Claimant, an identification manager for the employer, was responsible for issuing credentials to individuals who were permitted to enter race track grounds. Claimant expressed concerns to the employer regarding the legality of granting credentials to individuals with possible immigration issues. Finding the employer's response to her concerns to be insufficient, she resigned. One year later, claimant applied for workers' compensation benefits, asserting that the situation had led to stress, anxiety and depression. Upon review from a decision of a Workers' Compensation Law Judge, the Workers' Compensation Board disallowed her claim, prompting this appeal.

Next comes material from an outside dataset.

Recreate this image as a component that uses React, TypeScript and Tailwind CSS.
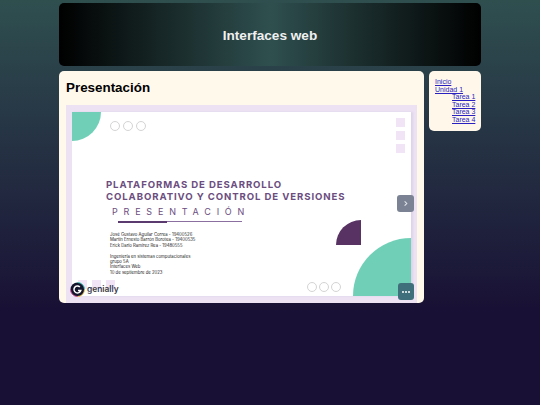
export default function App() {
  const dots = (
    <div className="flex gap-[3px]">
      <span className="w-[10px] h-[10px] rounded-full border border-[#d4d4d4] bg-white" />
      <span className="w-[10px] h-[10px] rounded-full border border-[#d4d4d4] bg-white" />
      <span className="w-[10px] h-[10px] rounded-full border border-[#d4d4d4] bg-white" />
    </div>
  );
  return (
    <div className="min-h-[405px] w-full bg-gradient-to-b from-[#2f4f4f] to-[#191135] to-[76%] pt-[3px] font-['Liberation_Sans',sans-serif] overflow-hidden">
      <div className="w-[422px] mx-auto flex flex-col gap-[5px]">
        <header className="h-[63px] rounded-[5px] bg-[linear-gradient(to_right,#000,#2f4f4f_50%,#000)] flex items-center justify-center pt-[3px]">
          <h1 className="text-[13.6px] font-bold text-[#f0f0f0]">Interfaces web</h1>
        </header>
        <div className="flex items-start gap-[5px]">
          <main className="w-[365px] h-[232px] rounded-[5px] bg-[#fff9ec] px-[7px] overflow-hidden">
            <h2 className="text-[13.4px] leading-[17px] font-bold text-black pt-[8px] pb-[9px]">Presentación</h2>
            <div className="relative w-[351px] h-[198px] bg-[#ece2f4] p-[6px] pt-[7px]">
              <div className="relative w-[339px] h-[184px] bg-white overflow-hidden shadow-[2px_0_2px_#ddd3e8] font-['Inter',sans-serif]">
                <div className="absolute left-0 top-0 w-[29px] h-[29px] bg-[#70d0b7] rounded-br-[29px]" />
                <div className="absolute left-[38px] top-[9px]">{dots}</div>
                <div className="absolute right-[6px] top-[6px] flex flex-col gap-[4px]">
                  <span className="w-[9px] h-[9px] bg-[#f0e4f6]" />
                  <span className="w-[9px] h-[9px] bg-[#f0e4f6]" />
                  <span className="w-[9px] h-[9px] bg-[#f0e4f6]" />
                </div>
                <div className="absolute left-[34px] top-[67px] text-[#6b4d80] font-bold text-[9.6px] leading-[11.5px] tracking-[0.9px] whitespace-nowrap">
                  <div>PLATAFORMAS DE DESARROLLO</div>
                  <div>COLABORATIVO Y CONTROL DE VERSIONES</div>
                </div>
                <div className="absolute left-[40px] top-[94px] text-[#6b4d80] text-[9px] leading-[11px] tracking-[5.8px] whitespace-nowrap">PRESENTACIÓN</div>
                <div className="absolute left-[46px] top-[109px] w-[124px] h-px bg-[#8a6fa0]" />
                <div className="absolute left-[46px] top-[109px] w-[49px] h-[2px] bg-[#5b3a70]" />
                <div className="absolute left-[38px] top-[120px] text-[#222] text-[4.25px] leading-[5.4px] whitespace-nowrap">
                  <div>José Gustavo Aguilar Correa - 19400526</div>
                  <div>Martín Ernesto Barrón Borotea - 19400535</div>
                  <div>Erick Darío Ramírez Rea - 19480555</div>
                  <div className="h-[5.4px]" />
                  <div>Ingeniería en sistemas computacionales</div>
                  <div>grupo 5A</div>
                  <div>Interfaces Web</div>
                  <div>10 de septiembre de 2023</div>
                </div>
                <div className="absolute left-[264px] top-[108px] w-[25px] h-[25px] bg-[#573263] rounded-tl-[25px]" />
                <div className="absolute left-[281px] top-[126px] w-[58px] h-[58px] bg-[#70d0b7] rounded-tl-[58px]" />
                <div className="absolute left-[235px] top-[170px] flex gap-[2px]">
                  <span className="w-[10px] h-[10px] rounded-full border border-[#d4d4d4] bg-white" />
                  <span className="w-[10px] h-[10px] rounded-full border border-[#d4d4d4] bg-white" />
                  <span className="w-[10px] h-[10px] rounded-full border border-[#d4d4d4] bg-white" />
                </div>
                <div className="absolute left-[6px] top-[168px] flex gap-[5px]">
                  <span className="w-[9px] h-[9px] bg-[#f0e4f6]" />
                  <span className="w-[9px] h-[9px] bg-[#f0e4f6]" />
                  <span className="w-[9px] h-[9px] bg-[#f0e4f6]" />
                </div>
              </div>
              <div className="absolute left-[331px] top-[90px] w-[17px] h-[17px] rounded-[3px] bg-[#7b8294] flex items-center justify-center">
                <svg width="7" height="7" viewBox="0 0 8 8" fill="none" stroke="#e5e7eb" strokeWidth="1.2"><path d="M3 1.5 5.5 4 3 6.5" /></svg>
              </div>
              <div className="absolute left-[332px] top-[178px] w-[16px] h-[17px] rounded-[3px] bg-[#3f6f7a] flex items-center justify-center gap-px">
                <span className="w-[2px] h-[2px] rounded-full bg-white" />
                <span className="w-[2px] h-[2px] rounded-full bg-white" />
                <span className="w-[2px] h-[2px] rounded-full bg-white" />
              </div>
              <div className="absolute left-[4px] top-[177px] flex items-center gap-[2px] font-['Inter',sans-serif]">
                <svg width="15" height="15" viewBox="0 0 16 16" fill="none">
                  <circle cx="8" cy="8" r="7.5" fill="#14142c" />
                  <path d="M8 .5a7.5 7.5 0 0 1 7.5 7.5" stroke="#3fd0c0" strokeWidth="1" />
                  <path d="M15.5 8A7.5 7.5 0 0 1 8 15.5" stroke="#f2c84b" strokeWidth="1" />
                  <path d="M8 15.5A7.5 7.5 0 0 1 .5 8" stroke="#d64fa0" strokeWidth="1" />
                  <path d="M10.5 5.3A3.7 3.7 0 1 0 11.5 9H8.5" stroke="#fff" strokeWidth="1.6" />
                </svg>
                <span className="text-[8.4px] leading-[11px] font-semibold text-[#3a3a4a]">genially</span>
              </div>
            </div>
          </main>
          <aside className="w-[52px] h-[60px] rounded-[5px] bg-[#fff8ea] pl-[6px] pt-[7px] text-[7px] leading-[7.6px]">
            <a href="#" className="block text-[#2a1fc0] underline">Inicio</a>
            <a href="#" className="block text-[#2a1fc0] underline">Unidad 1</a>
            <a href="#" className="block text-[#2a1fc0] underline pl-[17px]">Tarea 1</a>
            <a href="#" className="block text-[#2a1fc0] underline pl-[17px]">Tarea 2</a>
            <a href="#" className="block text-[#2a1fc0] underline pl-[17px]">Tarea 3</a>
            <a href="#" className="block text-[#2a1fc0] underline pl-[17px]">Tarea 4</a>
          </aside>
        </div>
      </div>
    </div>
  );
}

Finding that there is substantial evidence in the record for the Board's determination, we affirm. "Mental injuries caused by work-related stress are compensable if the claimant can show [*2]that the stress that caused the injury was 'greater than that which other similarly situated workers experienced in the normal work environment' " (Matter of Young v Pentax Precision Instrument Corp., 57 AD3d 1323, 1324 [2008], quoting Matter of Spencer v Time Warner Cable, 278 AD2d 622, 623 [2000], lv denied 96 NY2d 706 [2001]; see Matter of Brittain v New York State Ins. Dept., 107 AD3d 1340 [2013]; Matter of Coleman v Schenectady County Dept. of Social Servs., 80 AD3d 837, 838 [2011]). Here, it is undisputed that the employer neither took nor threatened to take any disciplinary action against claimant as a result of her job performance or the concerns that she raised. Claimant testified, however, that the employer informed her that she should not be concerned about the immigration status of the individuals who sought credentials and directed her to issue those credentials as long as they had the required proof of identification.[FN*] As a result, claimant alleged that she feared that she could possibly face criminal prosecution if she performed her job responsibilities as directed by the employer.
However, various employees testified to the contrary and stated that claimant's concerns were taken seriously and were being reviewed by the employer when claimant abruptly resigned. The Board credited such testimony and essentially concluded that claimant's stress was unjustified and self-imposed. The Board ultimately determined that claimant failed to establish that her stress was greater than that which would have been experienced by her peers. In this regard, "the Board is the arbiter of credibility determinations to which this Court will accord deference where, as here, no irrationality is evident" (Matter of Pecora v County of Westchester, 13 AD3d 916, 918 [2004]). Therefore, notwithstanding proof in the record that could support a contrary result, we find substantial evidence to support the Board's determination that claimant did not suffer a compensable injury (see Matter of Veeder v New York State Police Dept., 102 AD3d 1072, 1073 [2013], lv denied 21 NY3d 854 [2013]; Matter of Young v Pentax Precision Instrument Corp., 57 AD3d at 1324; Matter of Spencer v Time Warner Cable, 278 AD2d at 623), and we decline to disturb it.
We have considered and rejected claimant's remaining contentions.
McCarthy, Spain and Egan Jr., JJ., concur. Ordered that the decision is affirmed, without costs.